ModelX: A toolsuite for molecular modeling


ModelX is a toolsuite for biomolecular modeling, it includes the version 1 of the double-stranded DNA(dsDNA)-protein docking algorithm PADA1[1] (Protein Assisted Dna Assembly version 1) that has been proben to be useful predicting dsDPi interactions using naked protein structures (in PDB format) as input. It uses fragment libraries as 3 dimensional puzzle pieces trying to recompose interaction conformational spaces. PADA1 is part of the ModelX modeling tool-suite based on usage of fragment libraries as building blocks developed to predict or reconstruct biomolecules and its interactions. The design of PADA1 relies on protein (pepX) and dsDNA (dnaX) fragments pairs (intX) standing for an interaction. PADA1 uses a training set of 2103 high quality DNA-Protein complexes extracted from the Protein Data Bank (PDB). It includes a fast statistical force field computed from the distances found in the training dataset (resolution smaller than 2.5Å) to quickly  evaluate and filter the 3D docking models.

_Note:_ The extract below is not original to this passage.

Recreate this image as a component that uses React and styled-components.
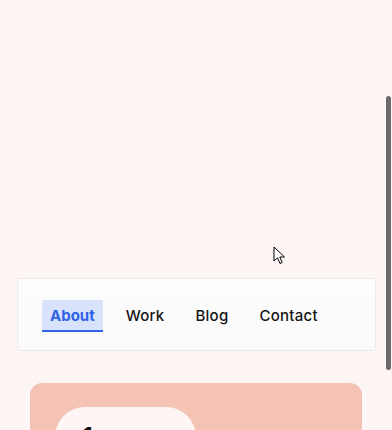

Out of 212 DNA-Protein structures (validation dataset) we predicted the DNA binding region with less than 1.8Å RMSD per residue in 209 cases (98%) and for the 3 remaining ones we also found the binding region for 2 of them using PADA1 exhaustive mode. The returned structural templates can be used by the PADA1 force field (low resolution) or by the protein design software FoldX (high resolution) to scan random DNA sequences.  We show that the quality of the docked templates allows in the 80% of the cases to identify also the crystallized DNA molecule sequence. Also we illustrate how we could reconstitute dsDNA conformational changes upon protein mutagenesis using a meganuclease and its variants. Thus PADA1 can be used to discover DNA binding regions, dock dsDNA molecules, generate conformational diversity, and identify in combination with FoldX[2] the binding sequences.


Density maps and roc curves: (a) Roc curves for all predicted fragments for the three validation subsets and all together considering and RMSD threshold per residue < 1.8Å for 1 (pink), 2 (purple), and 3 (blue) mismatches. (b) Density maps for the roc spaces corresponding to the same subsets, x-axis represents RMSD per residue and y-axis binding energy for 1 mismatch. (c) histogram with the frequency of cases for a given area under the curve or TP/FN rate for 1 (pink), 2 (purple), and 3 (blue) mismatches.